- _WHAT THE TASK REQUIRES_: Search the material below for the string "components" and extract each line that has it.

- _SUPPLIED DATA_:
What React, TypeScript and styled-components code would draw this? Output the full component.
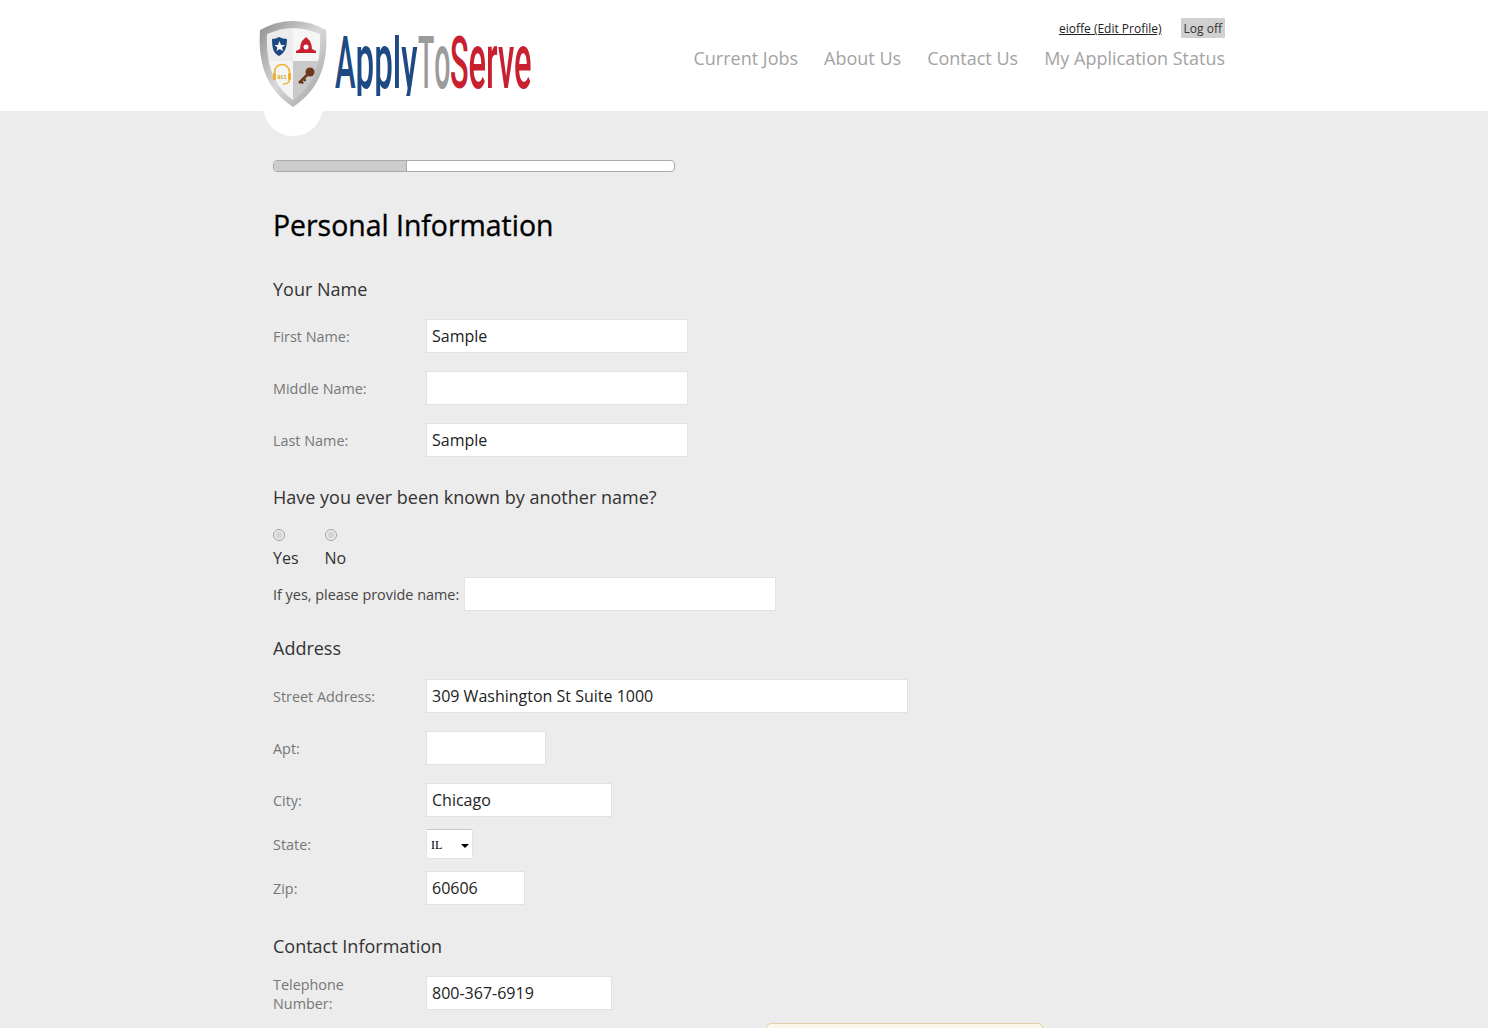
import React from "react";
import styled, { createGlobalStyle } from "styled-components";

const Global = createGlobalStyle`
  html, body { margin: 0; padding: 0; height: 1028px; overflow: hidden; background: #ececec; }
  body { font-family: "Open Sans", "Liberation Sans", sans-serif; color: #333; }
`;
const Header = styled.header`
  position: relative; height: 111px; background: #fff;
`;
const HeaderInner = styled.div`
  position: relative; width: 960px; height: 111px; margin: 0 auto; display: flex; justify-content: space-between;
`;
const LogoBump = styled.div`
  position: absolute; left: -1px; top: 76px; width: 60px; height: 60px; border-radius: 50%; background: #fff;
`;
const LogoArt = styled.svg`
  position: relative; display: block; margin: 20px 0 0 -5px; width: 274px; height: 88px;
`;
const HeaderRight = styled.div`
  display: flex; flex-direction: column; align-items: flex-end; padding-top: 18px; margin-right: -1px;
`;
const Utility = styled.div`
  display: flex; align-items: flex-start; gap: 19px; height: 20px; font-size: 12px; line-height: 22px;
`;
const ProfileLink = styled.a`
  color: #222; text-decoration: underline;
`;
const LogOff = styled.a`
  background: #d0d0d0; color: #333; padding: 0 3px; height: 20px;
`;
const Nav = styled.nav`
  display: flex; gap: 26px; margin-top: 7px; font-size: 18px; line-height: 26px; color: #a3a3a3;
`;
const Main = styled.main`
  width: 960px; margin: 0 auto; padding: 49px 0 0 9px; box-sizing: border-box;
`;
const Progress = styled.div`
  width: 402px; height: 12px; box-sizing: border-box; background: #fff; border: 1px solid #aaa; border-radius: 4px; overflow: hidden; margin-bottom: 34px;
`;
const ProgressFill = styled.div`
  height: 100%; background: #ccc; border-right: 1px solid #aaa;
`;
const Title = styled.h1`
  margin: 0 0 32px; font-size: 28.4px; line-height: 38px; font-weight: 400; color: #000; -webkit-text-stroke: .35px #000;
`;
const Section = styled.h2<{ $mb: number }>`
  margin: 0 0 ${p => p.$mb}px; font-size: 18px; line-height: 26px; font-weight: 400; color: #333;
`;
const Row = styled.div<{ $mb?: number }>`
  display: flex; align-items: center; margin-bottom: ${p => p.$mb ?? 18}px;
`;
const Label = styled.label`
  width: 153px; flex: none; font-size: 14.4px; line-height: 19px; color: #777;
`;
const TwoLineLabel = styled(Label)`
  padding-top: 2px;
`;
const TextInput = styled.input<{ $w: number }>`
  width: ${p => p.$w}px; height: 34px; box-sizing: border-box; padding: 0 5px; background: #fff;
  border: 1px solid #e2e2e2; font: 16px "Open Sans", sans-serif; color: #222; outline: none;
`;
const RadioGroup = styled.div`
  display: flex; gap: 26px; margin-bottom: 8px;
`;
const RadioOption = styled.label`
  display: flex; flex-direction: column; align-items: flex-start; gap: 6px; font-size: 16px; line-height: 22px; color: #333;
`;
const Radio = styled.input`
  appearance: none; margin: 0; width: 12px; height: 12px; border: 1px solid #a0a0a0; border-radius: 50%; box-sizing: border-box;
  background: radial-gradient(circle at 50% 50%, #d4d4d4 0 35%, #f4f4f4 70%);
`;
const InlineLabel = styled.label`
  font-size: 14.4px; line-height: 19px; color: #444; margin-right: 5px;
`;
const SelectWrap = styled.div`
  position: relative; width: 47px; height: 30px;
  &::after {
    content: ""; position: absolute; right: 4px; top: 15px; border: 4px solid transparent; border-top-color: #000; border-bottom: 0;
  }
`;
const StateSelect = styled.select`
  appearance: none; width: 47px; height: 30px; box-sizing: border-box; padding: 2px 0 0 4px; background: #fff;
  border: 1px solid #e2e2e2; border-top-color: #c8c8c8; border-radius: 2px; font: 12px "Liberation Serif", serif; color: #000; outline: none;
`;
const HelpPanel = styled.div`
  position: fixed; left: 766px; top: 1023px; width: 277px; height: 40px; box-sizing: border-box;
  background: #fdf6e6; border: 1px solid #e6cfa6; border-radius: 5px;
`;

const Logo = () => (
  <LogoArt viewBox="259 20 274 88">
    <defs>
      <linearGradient id="rim" x1="0" y1="0" x2="1" y2="1">
        <stop offset="0" stopColor="#8f8f8f" /><stop offset=".5" stopColor="#d8d8d8" /><stop offset="1" stopColor="#9a9a9a" />
      </linearGradient>
      <clipPath id="inner">
        <path d="M267 34 Q281 28 293 28 Q306 28 320 34 C321 60 316 84 293 100 C271 84 266 60 267 34Z" />
      </clipPath>
      <clipPath id="wordmark">
        <rect x="330" y="35" width="205" height="61" />
      </clipPath>
    </defs>
    <path d="M260 30 Q276 21 293 21 Q310 21 326 30 C328 60 322 88 293 107 C264 88 258 60 260 30Z" fill="url(#rim)" />
    <g clipPath="url(#inner)">
      <rect x="260" y="24" width="33" height="37" fill="#ececec" />
      <rect x="293" y="24" width="34" height="37" fill="#f6f6f6" />
      <rect x="260" y="61" width="33" height="42" fill="#f4f4f4" />
      <rect x="293" y="61" width="34" height="42" fill="#c9c9c9" />
    </g>
    <path d="M272 39 Q276 39 279 37 Q283 39 287 39 C287 47 285 53 279 56 C273 53 272 47 272 39Z" fill="#1d4a83" />
    <path d="M279.500 41 L281 45 L285 45 L282 47.500 L283 51 L279.500 49 L276.500 51 L277.500 47.500 L274.500 45 L278 45Z" fill="#fff" />
    <path d="M306 37 L310 41 Q312 45 312 49 L316 51 V53 H296 V51 L300 49 Q300 45 302 41Z" fill="#c8202f" />
    <circle cx="306" cy="47" r="2.500" fill="#fff" />
    <path d="M274.500 74 V72 A7.500 7.500 0 0 1 289.500 72 V74" fill="none" stroke="#eeb02c" strokeWidth="1.500" />
    <rect x="273" y="73" width="3" height="7" rx="1" fill="#eeb02c" />
    <rect x="288" y="73" width="3" height="7" rx="1" fill="#eeb02c" />
    <path d="M289.500 80 Q289 84 283 84" fill="none" stroke="#eeb02c" strokeWidth="1.500" />
    <text x="282" y="78.500" fontFamily="'Liberation Sans', sans-serif" fontSize="5.500" fontWeight="700" textAnchor="middle" fill="#d9a020">911</text>
    <circle cx="310" cy="72" r="4.500" fill="#6b3a1c" />
    <path d="M307 75 L299 83 M301 81 L303 83.500 M303.500 78.500 L305.500 81" stroke="#6b3a1c" strokeWidth="2.500" fill="none" />
    <g clipPath="url(#wordmark)" fontFamily="Roboto, 'Liberation Sans', sans-serif" fontWeight="500">
      <text transform="translate(335 88) scale(.425 1)" fill="#1d4a83"><tspan fontSize="73">A</tspan><tspan fontSize="78">pply</tspan></text>
      <text transform="translate(418 88) scale(.365 1)" fill="#9b9b9b"><tspan fontSize="73">T</tspan><tspan fontSize="78">o</tspan></text>
      <text transform="translate(450 88) scale(.42 1)" fill="#c8202f"><tspan fontSize="73">S</tspan><tspan fontSize="78">erve</tspan></text>
    </g>
  </LogoArt>
);

export default function App() {
  return (
    <>
      <Global />
      <Header>
        <HeaderInner>
          <LogoBump />
          <Logo />
          <HeaderRight>
            <Utility>
              <ProfileLink>eioffe (Edit Profile)</ProfileLink>
              <LogOff>Log off</LogOff>
            </Utility>
            <Nav>
              <span>Current Jobs</span>
              <span>About Us</span>
              <span>Contact Us</span>
              <span>My Application Status</span>
            </Nav>
          </HeaderRight>
        </HeaderInner>
      </Header>
      <Main>
        <Progress><ProgressFill style={{ width: `${(132 / 400) * 100}%` }} /></Progress>
        <Title>Personal Information</Title>
        <Section $mb={17}>Your Name</Section>
        <Row><Label>First Name:</Label><TextInput $w={262} defaultValue="Sample" /></Row>
        <Row><Label>Middle Name:</Label><TextInput $w={262} /></Row>
        <Row $mb={27}><Label>Last Name:</Label><TextInput $w={262} defaultValue="Sample" /></Row>
        <Section $mb={19}>Have you ever been known by another name?</Section>
        <RadioGroup>
          <RadioOption><Radio type="radio" name="alias" />Yes</RadioOption>
          <RadioOption><Radio type="radio" name="alias" />No</RadioOption>
        </RadioGroup>
        <Row $mb={24}><InlineLabel>If yes, please provide name:</InlineLabel><TextInput $w={312} /></Row>
        <Section $mb={18}>Address</Section>
        <Row><Label>Street Address:</Label><TextInput $w={482} defaultValue="309 Washington St Suite 1000" /></Row>
        <Row><Label>Apt:</Label><TextInput $w={120} /></Row>
        <Row $mb={12}><Label>City:</Label><TextInput $w={186} defaultValue="Chicago" /></Row>
        <Row $mb={12}>
          <Label>State:</Label>
          <SelectWrap><StateSelect defaultValue="IL"><option value="IL">IL</option></StateSelect></SelectWrap>
        </Row>
        <Row $mb={28}><Label>Zip:</Label><TextInput $w={99} defaultValue="60606" /></Row>
        <Section $mb={14}>Contact Information</Section>
        <Row><TwoLineLabel>Telephone<br />Number:</TwoLineLabel><TextInput $w={186} defaultValue="800-367-6919" /></Row>
      </Main>
      <HelpPanel />
    </>
  );
}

- _RESPONSE BELOW_:
What React, TypeScript and styled-components code would draw this? Output the full component.
import styled, { createGlobalStyle } from "styled-components";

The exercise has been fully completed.